◆ Stored rows ◆
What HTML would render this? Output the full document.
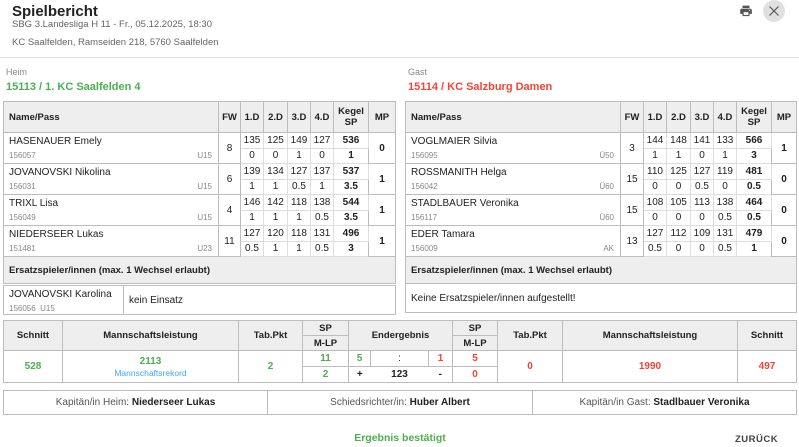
<!DOCTYPE html>
<html><head><meta charset="utf-8"><style>
*{box-sizing:border-box;margin:0;padding:0}
body{width:799px;height:447px;overflow:hidden;background:#fff;font-family:"Liberation Sans",sans-serif;color:#212121;position:relative}
.a{position:absolute}
table{border-collapse:collapse;table-layout:fixed;position:absolute}
td,th{border:1px solid #bdbdbd;font-size:10px;text-align:center;padding:0;overflow:hidden;white-space:nowrap}
th{background:#eee;font-weight:bold;font-size:9.5px}
.nm{text-align:left;padding-left:5px;vertical-align:top}
.nm .n{font-size:10px;margin-top:3px}
.nm .p{font-size:8px;color:#888;margin-top:4px;display:flex;justify-content:space-between;padding-right:6px}
td.s{height:15.5px;border-color:#ddd}
.b{font-weight:bold}
.g{color:#4caf50;font-weight:bold}
.r{color:#f44336;font-weight:bold}
.sec{background:#eee;text-align:left;padding-left:5px;font-weight:bold;font-size:9.5px;height:27px}
</style></head><body>
<div class="a" style="left:12px;top:3px;font-size:15px;font-weight:bold;color:#222">Spielbericht</div>
<div class="a" style="left:12px;top:19px;font-size:9.5px;color:#666">SBG 3.Landesliga H 11 - Fr., 05.12.2025, 18:30</div>
<div class="a" style="left:12px;top:37px;font-size:9.5px;color:#666">KC Saalfelden, Ramseiden 218, 5760 Saalfelden</div>
<svg class="a" style="left:739px;top:5px" width="14" height="13" viewBox="0 0 24 22"><path fill="#555" d="M19 6H5C3.3 6 2 7.3 2 9v6h4v4h12v-4h4V9c0-1.7-1.3-3-3-3zm-3 11H8v-5h8v5zm2-7a1 1 0 110-2 1 1 0 010 2zM18 1H6v4h12V1z"/></svg>
<div class="a" style="left:763px;top:0px;width:22px;height:22px;border-radius:50%;background:#e0e0e0"></div>
<svg class="a" style="left:768px;top:5px" width="12" height="12" viewBox="0 0 12 12"><path d="M1.5 1.5L10.5 10.5M10.5 1.5L1.5 10.5" stroke="#555" stroke-width="1.2"/></svg>
<div class="a" style="left:0;top:57px;width:799px;height:1px;background:#ddd"></div>

<div class="a" style="left:6px;top:67px;font-size:9px;color:#888">Heim</div>
<div class="a g" style="left:6px;top:81px;font-size:11px">15113 / 1. KC Saalfelden 4</div>
<div class="a" style="left:408px;top:67px;font-size:9px;color:#888">Gast</div>
<div class="a r" style="left:408px;top:81px;font-size:11px">15114 / KC Salzburg Damen</div>

<table style="left:3px;top:101px;width:392px">
<colgroup><col style="width:215px"><col style="width:22px"><col style="width:23px"><col style="width:24px"><col style="width:23px"><col style="width:23px"><col style="width:35px"><col style="width:27px"></colgroup>
<tr style="height:31px"><th class="nm" style="vertical-align:middle">Name/Pass</th><th>FW</th><th>1.D</th><th>2.D</th><th>3.D</th><th>4.D</th><th>Kegel<br>SP</th><th>MP</th></tr>
<tr><td class="nm" rowspan="2"><div class="n">HASENAUER Emely</div><div class="p"><span>156057</span><span>U15</span></div></td><td rowspan="2">8</td><td class="s">135</td><td class="s">125</td><td class="s">149</td><td class="s">127</td><td class="s b">536</td><td rowspan="2" class="b">0</td></tr>
<tr><td class="s">0</td><td class="s">0</td><td class="s">1</td><td class="s">0</td><td class="s b">1</td></tr>
<tr><td class="nm" rowspan="2"><div class="n">JOVANOVSKI Nikolina</div><div class="p"><span>156031</span><span>U15</span></div></td><td rowspan="2">6</td><td class="s">139</td><td class="s">134</td><td class="s">127</td><td class="s">137</td><td class="s b">537</td><td rowspan="2" class="b">1</td></tr>
<tr><td class="s">1</td><td class="s">1</td><td class="s">0.5</td><td class="s">1</td><td class="s b">3.5</td></tr>
<tr><td class="nm" rowspan="2"><div class="n">TRIXL Lisa</div><div class="p"><span>156049</span><span>U15</span></div></td><td rowspan="2">4</td><td class="s">146</td><td class="s">142</td><td class="s">118</td><td class="s">138</td><td class="s b">544</td><td rowspan="2" class="b">1</td></tr>
<tr><td class="s">1</td><td class="s">1</td><td class="s">1</td><td class="s">0.5</td><td class="s b">3.5</td></tr>
<tr><td class="nm" rowspan="2"><div class="n">NIEDERSEER Lukas</div><div class="p"><span>151481</span><span>U23</span></div></td><td rowspan="2">11</td><td class="s">127</td><td class="s">120</td><td class="s">118</td><td class="s">131</td><td class="s b">496</td><td rowspan="2" class="b">1</td></tr>
<tr><td class="s">0.5</td><td class="s">1</td><td class="s">1</td><td class="s">0.5</td><td class="s b">3</td></tr>
<tr><td colspan="8" class="sec">Ersatzspieler/innen (max. 1 Wechsel erlaubt)</td></tr>
</table>
<table style="left:3px;top:285px;width:392px">
<colgroup><col style="width:120px"><col style="width:272px"></colgroup>
<tr style="height:29px"><td class="nm"><div class="n">JOVANOVSKI Karolina</div><div class="p" style="justify-content:flex-start"><span>156056&nbsp;&nbsp;U15</span></div></td><td style="text-align:left;padding-left:5px">kein Einsatz</td></tr>
</table>

<table style="left:405px;top:101px;width:391px">
<colgroup><col style="width:215px"><col style="width:23px"><col style="width:23px"><col style="width:24px"><col style="width:23px"><col style="width:23px"><col style="width:35px"><col style="width:25px"></colgroup>
<tr style="height:31px"><th class="nm" style="vertical-align:middle">Name/Pass</th><th>FW</th><th>1.D</th><th>2.D</th><th>3.D</th><th>4.D</th><th>Kegel<br>SP</th><th>MP</th></tr>
<tr><td class="nm" rowspan="2"><div class="n">VOGLMAIER Silvia</div><div class="p"><span>156095</span><span>Ü50</span></div></td><td rowspan="2">3</td><td class="s">144</td><td class="s">148</td><td class="s">141</td><td class="s">133</td><td class="s b">566</td><td rowspan="2" class="b">1</td></tr>
<tr><td class="s">1</td><td class="s">1</td><td class="s">0</td><td class="s">1</td><td class="s b">3</td></tr>
<tr><td class="nm" rowspan="2"><div class="n">ROSSMANITH Helga</div><div class="p"><span>156042</span><span>Ü60</span></div></td><td rowspan="2">15</td><td class="s">110</td><td class="s">125</td><td class="s">127</td><td class="s">119</td><td class="s b">481</td><td rowspan="2" class="b">0</td></tr>
<tr><td class="s">0</td><td class="s">0</td><td class="s">0.5</td><td class="s">0</td><td class="s b">0.5</td></tr>
<tr><td class="nm" rowspan="2"><div class="n">STADLBAUER Veronika</div><div class="p"><span>156117</span><span>Ü60</span></div></td><td rowspan="2">15</td><td class="s">108</td><td class="s">105</td><td class="s">113</td><td class="s">138</td><td class="s b">464</td><td rowspan="2" class="b">0</td></tr>
<tr><td class="s">0</td><td class="s">0</td><td class="s">0</td><td class="s">0.5</td><td class="s b">0.5</td></tr>
<tr><td class="nm" rowspan="2"><div class="n">EDER Tamara</div><div class="p"><span>156009</span><span>AK</span></div></td><td rowspan="2">13</td><td class="s">127</td><td class="s">112</td><td class="s">109</td><td class="s">131</td><td class="s b">479</td><td rowspan="2" class="b">0</td></tr>
<tr><td class="s">0.5</td><td class="s">0</td><td class="s">0</td><td class="s">0.5</td><td class="s b">1</td></tr>
<tr><td colspan="8" class="sec">Ersatzspieler/innen (max. 1 Wechsel erlaubt)</td></tr>
<tr style="height:29px"><td colspan="8" style="text-align:left;padding-left:5px">Keine Ersatzspieler/innen aufgestellt!</td></tr>
</table>

<table style="left:3px;top:320px;width:793px">
<colgroup><col style="width:59px"><col style="width:176px"><col style="width:64px"><col style="width:46px"><col style="width:22px"><col style="width:58px"><col style="width:24px"><col style="width:45px"><col style="width:65px"><col style="width:175px"><col style="width:59px"></colgroup>
<tr style="height:15px"><th rowspan="2">Schnitt</th><th rowspan="2">Mannschaftsleistung</th><th rowspan="2">Tab.Pkt</th><th>SP</th><th colspan="3" rowspan="2">Endergebnis</th><th>SP</th><th rowspan="2">Tab.Pkt</th><th rowspan="2">Mannschaftsleistung</th><th rowspan="2">Schnitt</th></tr>
<tr style="height:15px"><th>M-LP</th><th>M-LP</th></tr>
<tr style="height:16px"><td rowspan="2" class="g">528</td><td rowspan="2"><div class="g">2113</div><div style="color:#42a5f5;font-size:8.5px;margin-top:1px">Mannschaftsrekord</div></td><td rowspan="2" class="g">2</td><td class="g">11</td><td class="g">5</td><td>:</td><td class="r">1</td><td class="r">5</td><td rowspan="2" class="r">0</td><td rowspan="2" class="r">1990</td><td rowspan="2" class="r">497</td></tr>
<tr style="height:16px"><td class="g">2</td><td class="b" style="border-right:none">+</td><td class="b" style="border-left:none;border-right:none">123</td><td class="b" style="border-left:none">-</td><td class="r">0</td></tr>
</table>

<table style="left:3px;top:390px;width:793px">
<colgroup><col style="width:264px"><col style="width:265px"><col style="width:264px"></colgroup>
<tr style="height:24px"><td style="color:#555">Kapitän/in Heim: <b style="color:#222">Niederseer Lukas</b></td><td style="color:#555">Schiedsrichter/in: <b style="color:#222">Huber Albert</b></td><td style="color:#555">Kapitän/in Gast: <b style="color:#222">Stadlbauer Veronika</b></td></tr>
</table>

<div class="a g" style="left:300px;width:200px;text-align:center;top:432px;font-size:10.5px">Ergebnis bestätigt</div>
<div class="a" style="left:735px;top:434px;font-size:9.5px;font-weight:bold;color:#444;letter-spacing:0.5px">ZURÜCK</div>
</body></html>
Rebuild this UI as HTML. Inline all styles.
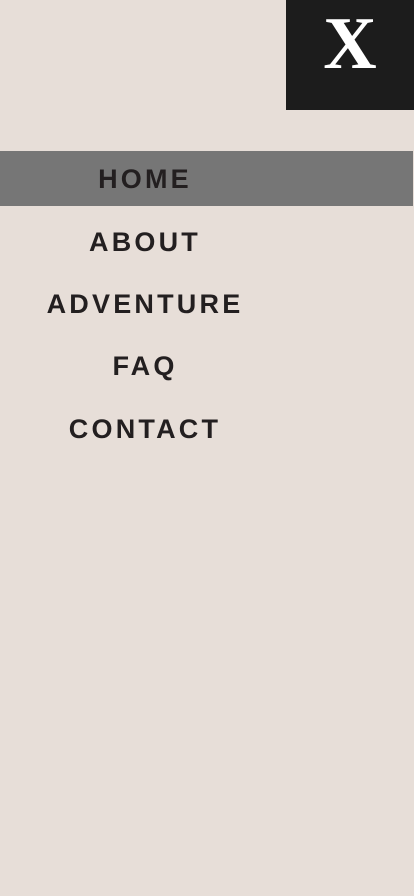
<!DOCTYPE html>
<html><head><style>
html,body{margin:0;padding:0;width:414px;height:896px;background:#e7ded8;overflow:hidden;position:relative;font-family:"Liberation Sans",sans-serif}
.x{position:absolute;left:286px;top:0;width:128px;height:110px;background:#1c1c1c;color:#fff;font-family:"Liberation Serif",serif;font-weight:bold;font-size:74px;text-align:center;line-height:88px}
.bar{position:absolute;left:0;top:151px;width:413px;height:55px;background:#767676}
.n{position:absolute;left:0;width:290px;text-align:center;font-weight:bold;font-size:27px;letter-spacing:3.2px;color:#231f20;line-height:30px}
</style></head><body>
<div class="x">X</div>
<div class="bar"></div>
<div class="n" style="top:164px">HOME</div>
<div class="n" style="top:227px">ABOUT</div>
<div class="n" style="top:289px">ADVENTURE</div>
<div class="n" style="top:351px">FAQ</div>
<div class="n" style="top:414px">CONTACT</div>
</body></html>
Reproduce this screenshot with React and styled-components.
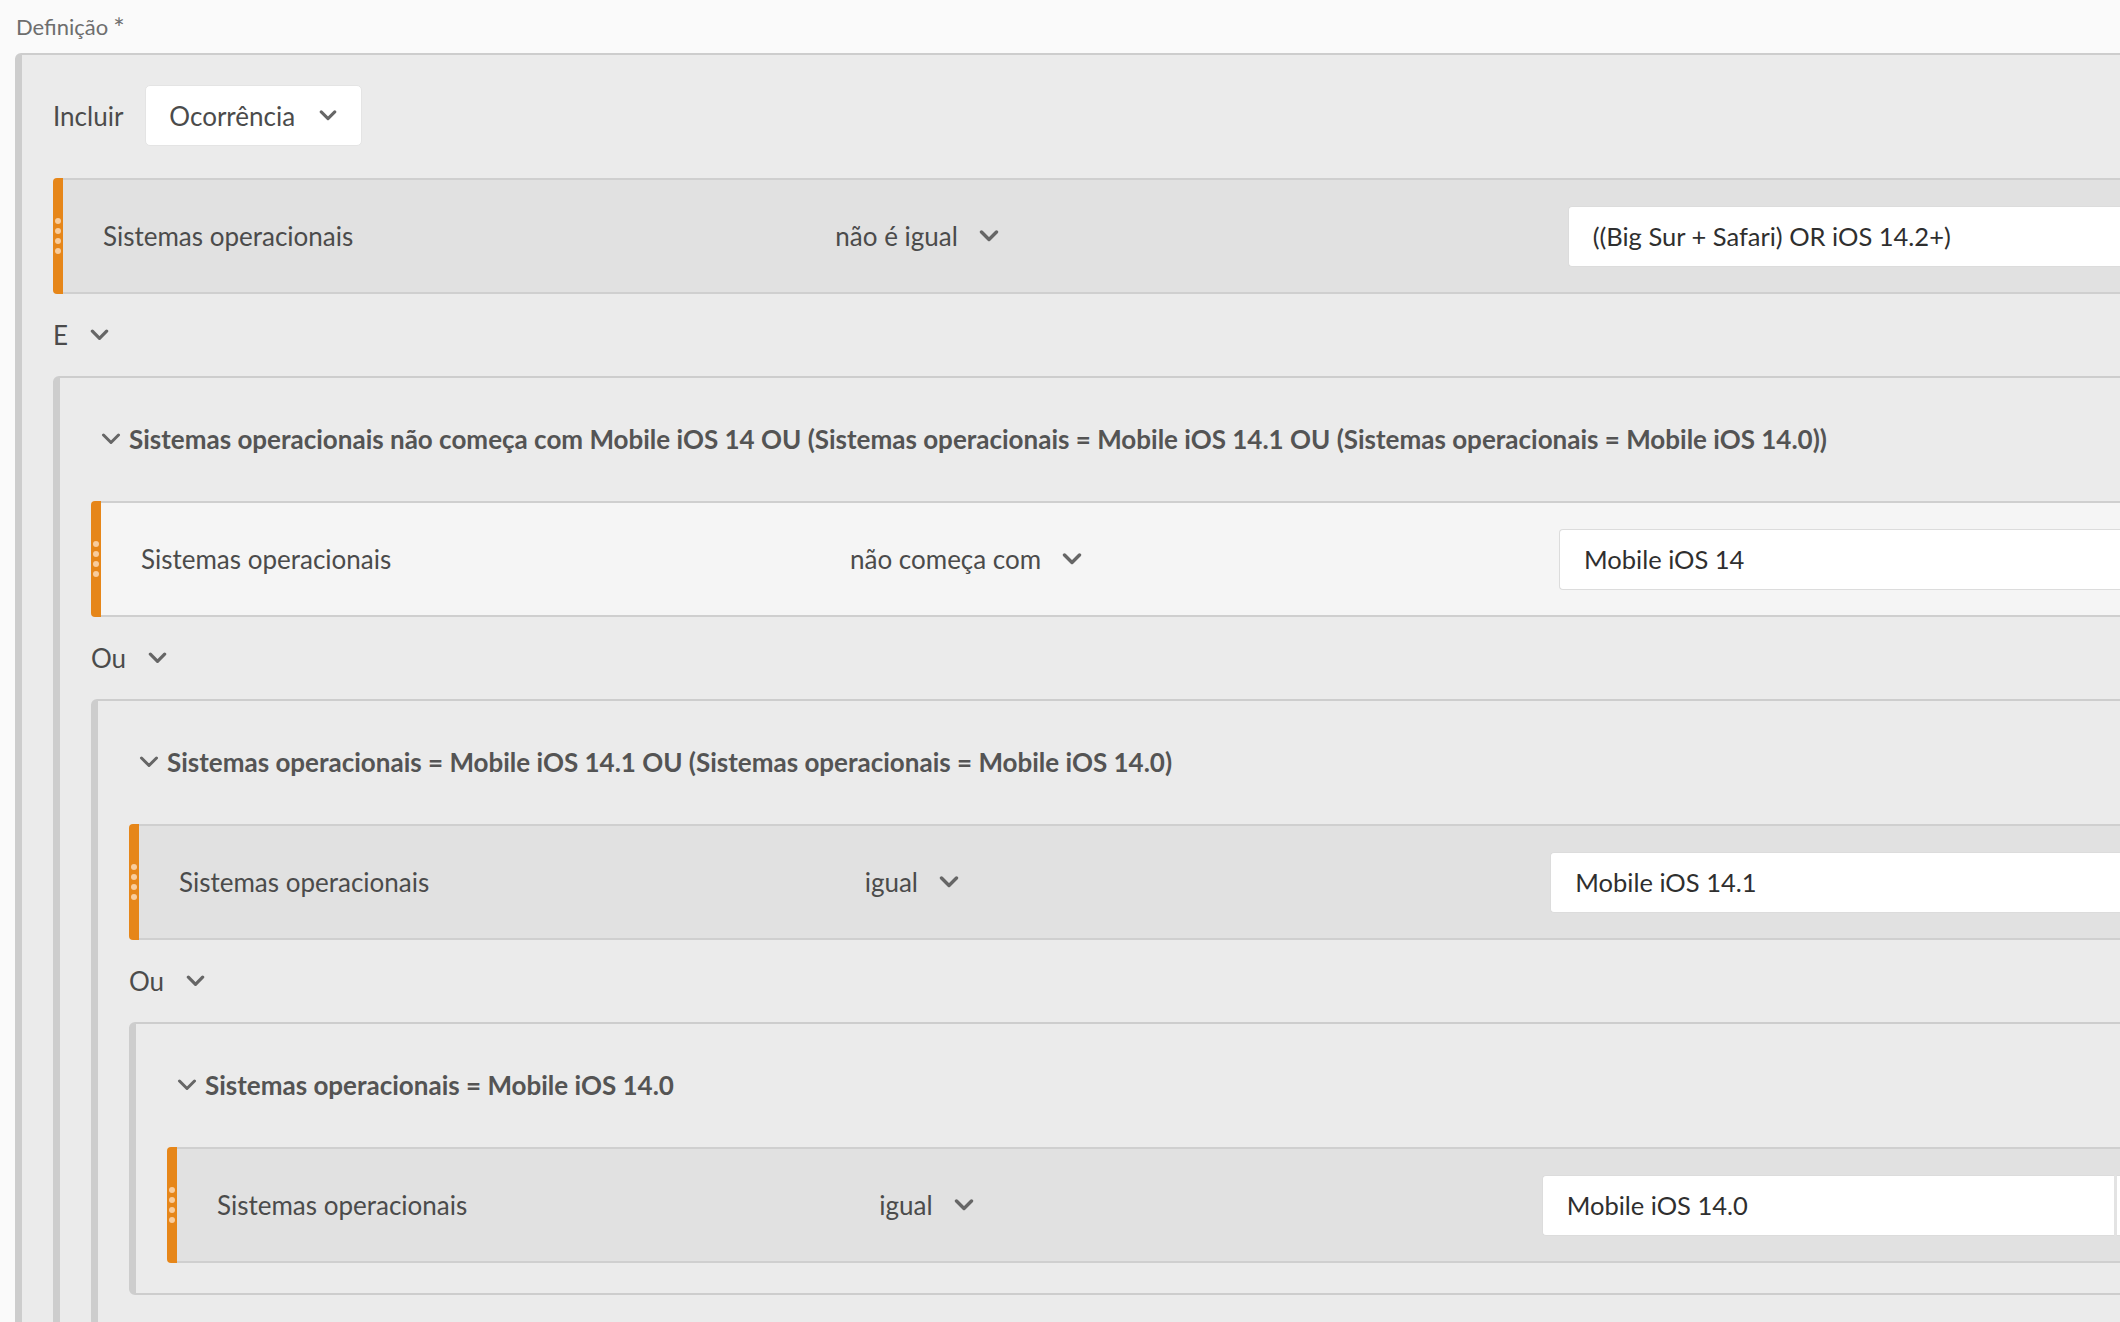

◆ Work to do ◆
Write out every line from the entries where "this" appears.

◆ Answer ◆
What HTML would render this? Output the full document.
Rebuild this UI as HTML. Inline all styles.
Reproduce this screenshot with React and styled-components.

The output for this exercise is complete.